Not every MCP integration is suitable for production systems. Enterprise environments require additional capabilities beyond basic connectivity.

Protocol flexibility

A gateway must support different transport methods such as STDIO, HTTP, and streaming connections while maintaining reliability.

Client and server capabilities

An enterprise gateway should be able to connect to upstream MCP servers and also expose a single MCP endpoint to downstream clients.

Tool-level access control

Different agents must have access to different tools. Fine‑grained allow lists are required to prevent accidental or malicious usage.

Identity and credential management

Enterprise APIs rely on OAuth, tokens, and federated identity. Credentials must be handled securely and rotated automatically.

Observability and audit logs

Every tool call should be traceable with request logs, latency metrics, and execution history.

Context efficiency

Large tool catalogs should not consume the entire model context window when many servers are connected.

Bifrost as an Enterprise MCP Gateway

Bifrost is designed as a dedicated MCP gateway for production AI systems. It aggregates tools from multiple servers and exposes them through a single governed endpoint while maintaining high performance and strong security controls.

Dual‑role MCP architecture

Bifrost operates both as an MCP client and an MCP server.

As a client, it connects to external MCP servers using multiple protocols and manages authentication automatically.

As a server, it exposes a single MCP endpoint that downstream applications can use to access all available tools.

This architecture removes the need for each application to manage its own integrations.

Secure tool execution model

Tool calls are not executed automatically. The system returns tool suggestions first, allowing applications to review and approve them before execution.

Trusted tools can be configured for automatic execution, while sensitive operations require explicit approval. This makes it possible to balance autonomy with safety.

Per‑consumer governance

Each application or user can be assigned its own access rules. Tool allow lists, rate limits, and budgets can be enforced at the key level, ensuring that agents only use the tools they are allowed to use.

Token‑efficient tool orchestration

When many MCP servers are connected, tool definitions can become large enough to affect model performance. Bifrost reduces context usage by allowing tools to be discovered dynamically and executed inside a sandbox environment.

This approach lowers token usage and improves execution speed for complex workflows.

API to MCP conversion with federated auth

Existing APIs can be turned into MCP tools without writing code. API definitions can be imported and exposed as tools while preserving authentication rules.

User credentials are passed through securely so that every tool call runs with the correct permissions.

Production infrastructure features

Enterprise deployments require reliability and compliance support. The gateway provides:

  • Health monitoring and automatic reconnection
  • High‑availability clustering
  • Immutable audit logs
  • Private cloud deployment options
  • Secure secret management

All tool activity can be exported to monitoring systems for real‑time visibility.

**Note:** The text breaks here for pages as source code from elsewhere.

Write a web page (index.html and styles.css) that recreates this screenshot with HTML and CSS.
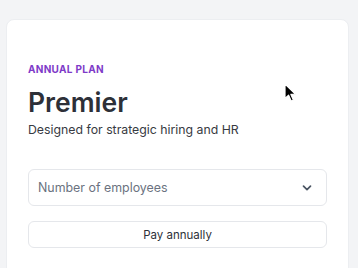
FILE: index.html
```html
<!DOCTYPE html>
<html>
<head>
<meta charset="utf-8">
<link rel="stylesheet" href="styles.css">
</head>
<body>
<div class="card">
  <div class="eyebrow">ANNUAL PLAN</div>
  <h1 class="title">Premier</h1>
  <p class="subtitle">Designed for strategic hiring and HR</p>
  <div class="select">
    <span class="placeholder">Number of employees</span>
    <svg class="chevron" width="12" height="12" viewBox="0 0 12 12"><path d="M2.5 4.2 L6 7.7 L9.5 4.2" fill="none" stroke="#4b5563" stroke-width="1.7" stroke-linecap="round" stroke-linejoin="round"/></svg>
  </div>
  <button class="pay">Pay annually</button>
</div>
<svg class="cursor" width="14" height="20" viewBox="0 0 14 20"><path d="M1 1 L1 15.5 L4.6 12.2 L7.2 18 L9.4 17 L6.9 11.4 L11.6 11.2 Z" fill="#000" stroke="#fff" stroke-width="1.2" stroke-linejoin="round"/></svg>
</body>
</html>
```
FILE: styles.css
```css
html, body {
  margin: 0;
  padding: 0;
  background: #f3f4f6;
  font-family: Inter, "Noto Sans", sans-serif;
  height: 100%;
  overflow: hidden;
}
.card {
  margin: 19px 0 0 6px;
  width: 343px;
  box-sizing: border-box;
  background: #fff;
  border-radius: 8px;
  border: 1px solid #eceef1;
  padding: 41px 21px 40px 21px;
  min-height: 300px;
}
.eyebrow {
  font-size: 10px;
  line-height: 16px;
  font-weight: 700;
  letter-spacing: 0.3px;
  color: #7e3ac8;
}
.title {
  margin: 8px 0 0 0;
  font-size: 26.5px;
  line-height: 34px;
  font-weight: 600;
  color: #2d3038;
}
.subtitle {
  margin: 2px 0 0 0;
  font-size: 12.3px;
  line-height: 18px;
  color: #373a42;
}
.select {
  margin-top: 30px;
  height: 37px;
  box-sizing: border-box;
  border: 1px solid #e5e7eb;
  border-radius: 6px;
  display: flex;
  align-items: center;
  justify-content: space-between;
  padding: 0 13px 0 9px;
}
.placeholder {
  font-size: 12.4px;
  color: #6b7280;
}
.chevron {
  display: block;
}
.pay {
  margin-top: 15px;
  width: 100%;
  height: 27px;
  box-sizing: border-box;
  border: 1px solid #e5e7eb;
  border-radius: 6px;
  background: #fff;
  font-family: Inter, "Noto Sans", sans-serif;
  font-size: 11.5px;
  color: #2d3038;
  display: block;
}
.cursor {
  position: absolute;
  left: 284px;
  top: 83px;
}
```
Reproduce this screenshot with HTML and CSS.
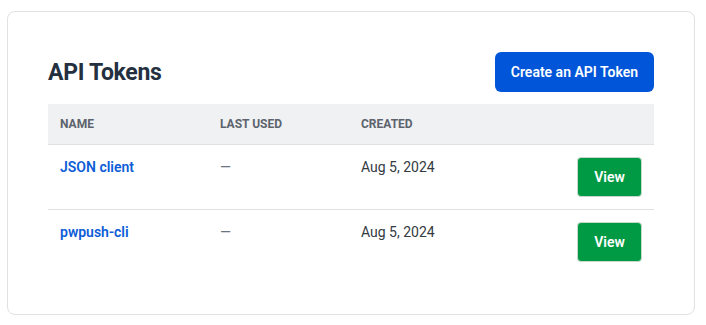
FILE: index.html
```html
<!DOCTYPE html>
<html lang="en">
<head>
  <meta charset="UTF-8">
  <title>API Tokens</title>
  <link rel="stylesheet" href="styles.css">
</head>
<body>
  <div class="card">
    <div class="card-head">
      <h1>API Tokens</h1>
      <a class="btn btn-primary" href="#">Create an API Token</a>
    </div>

    <table class="tokens">
      <thead>
        <tr>
          <th class="col-name">Name</th>
          <th class="col-used">Last Used</th>
          <th class="col-created">Created</th>
          <th></th>
        </tr>
      </thead>
      <tbody>
        <tr>
          <td><a href="#">JSON client</a></td>
          <td class="muted">—</td>
          <td>Aug 5, 2024</td>
          <td class="actions"><a class="btn btn-view" href="#">View</a></td>
        </tr>
        <tr>
          <td><a href="#">pwpush-cli</a></td>
          <td class="muted">—</td>
          <td>Aug 5, 2024</td>
          <td class="actions"><a class="btn btn-view" href="#">View</a></td>
        </tr>
      </tbody>
    </table>
  </div>
</body>
</html>
```

FILE: styles.css
```css
* {
  margin: 0;
  padding: 0;
  box-sizing: border-box;
}

body {
  font-family: Roboto, 'Liberation Sans', sans-serif;
  background-color: #ffffff;
  color: #2d333a;
  padding: 11px 11px 10px 7px;
}

.card {
  border: 1px solid #dfe1e4;
  border-radius: 8px;
  padding: 40px 40px 38px 40px;
  height: 304px;
}

.card-head {
  display: flex;
  align-items: center;
  justify-content: space-between;
  margin-bottom: 12px;
}

.card-head h1 {
  font-size: 23px;
  font-weight: 700;
  color: #243040;
  letter-spacing: -0.3px;
}

.btn {
  display: inline-flex;
  align-items: center;
  justify-content: center;
  text-decoration: none;
  color: #ffffff;
  font-weight: 600;
  font-size: 14px;
}

.btn-primary {
  background-color: #0055d8;
  height: 40px;
  padding: 0 16px;
  border-radius: 6px;
}

.btn-view {
  background-color: #009a45;
  border: 1px solid #c8d8cd;
  height: 40px;
  width: 65px;
  border-radius: 4px;
}

.tokens {
  width: 100%;
  border-collapse: collapse;
}

.tokens th {
  background-color: #f0f1f3;
  text-align: left;
  font-size: 12px;
  font-weight: 700;
  text-transform: uppercase;
  color: #5c636c;
  height: 40px;
  padding: 0 12px;
  border-bottom: 1px solid #dfe1e4;
}

.col-name { width: 160px; }
.col-used { width: 141px; }
.col-created { width: 150px; }

.tokens td {
  font-size: 14px;
  padding: 14px 12px 0 12px;
  height: 65px;
  vertical-align: top;
  color: #333a42;
}

.tokens tbody tr:first-child td {
  border-bottom: 1px solid #dfe1e4;
}

.tokens td a {
  color: #0d5dd7;
  text-decoration: none;
  font-weight: 600;
}

.tokens td.muted {
  color: #6b7280;
}

.tokens td.actions {
  text-align: right;
  padding-top: 12px;
}

.tokens td.actions .btn-view {
  color: #ffffff;
}
```
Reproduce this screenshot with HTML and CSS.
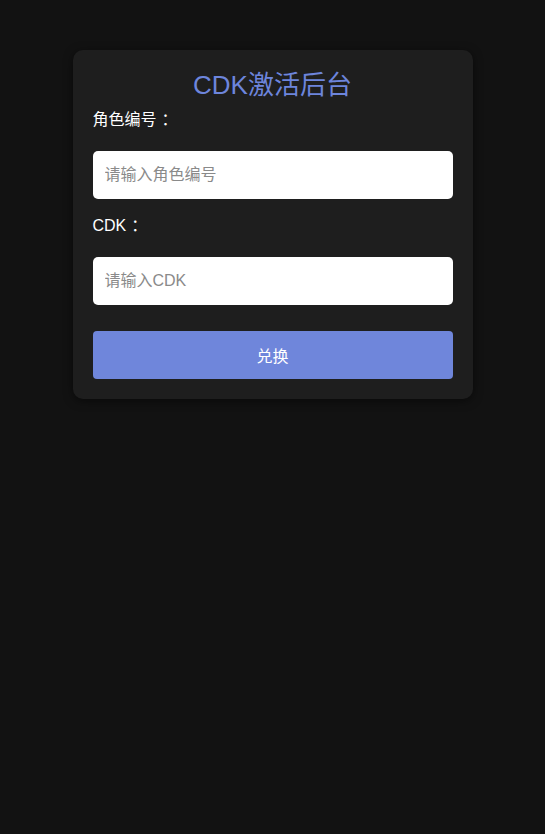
FILE: index.html
```html
<!DOCTYPE html>
<html lang="zh">
<head>
<meta charset="utf-8">
<title>CDK激活后台</title>
<link rel="stylesheet" href="styles.css">
</head>
<body>
<div class="page">
  <form class="card">
    <h1 class="title">CDK激活后台</h1>
    <label class="label" for="role">角色编号<span class="colon">：</span></label>
    <input class="input" id="role" type="text" placeholder="请输入角色编号">
    <label class="label" for="cdk">CDK<span class="colon">：</span></label>
    <input class="input" id="cdk" type="text" placeholder="请输入CDK">
    <button class="btn" type="button">兑换</button>
  </form>
</div>
</body>
</html>
```
FILE: styles.css
```css
html, body {
  margin: 0;
  padding: 0;
  background: #121212;
  font-family: "Liberation Sans", "Noto Sans CJK SC", sans-serif;
  color: #ffffff;
}
.page {
  display: flex;
  justify-content: center;
  align-items: flex-start;
  padding-top: 50px;
  min-height: 834px;
  box-sizing: border-box;
}
.card {
  width: 400px;
  box-sizing: border-box;
  padding: 20px 20px 20px;
  background: #1e1e1e;
  border-radius: 10px;
  box-shadow: 0 2px 10px rgba(0, 0, 0, 0.5);
  display: flex;
  flex-direction: column;
}
.title {
  margin: 0;
  font-size: 26px;
  font-weight: normal;
  line-height: 30px;
  text-align: center;
  color: #6d85dc;
}
.label {
  display: block;
  height: 18px;
  margin: 11px 0 22px;
  font-size: 16px;
  line-height: 18px;
  color: #ffffff;
}
.colon {
  margin-left: 5px;
}
.input {
  height: 48px;
  box-sizing: border-box;
  border: none;
  border-radius: 5px;
  background: #ffffff;
  padding: 0 12px;
  font-family: inherit;
  font-size: 16px;
  color: #333;
  outline: none;
  margin: 0 0 7px;
}
.input::placeholder {
  color: #8a8a8a;
}
.btn {
  margin-top: 19px;
  height: 48px;
  border: none;
  border-radius: 4px;
  background: #6f86db;
  color: #ffffff;
  font-family: inherit;
  font-size: 16px;
  cursor: pointer;
}
```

Compatibility with agent tools

The gateway can sit in front of developer tools, chat interfaces, and custom applications, allowing them to access tools through one endpoint instead of managing separate connections.

Conclusion

As AI agents become part of core business systems, MCP connectivity must be governed the same way APIs and databases are governed today. A gateway layer ensures that tool access remains secure, observable, and scalable.

Bifrost provides a dedicated MCP control plane that centralizes tool routing, authentication, and monitoring, making it suitable for enterprise‑grade agent deployments.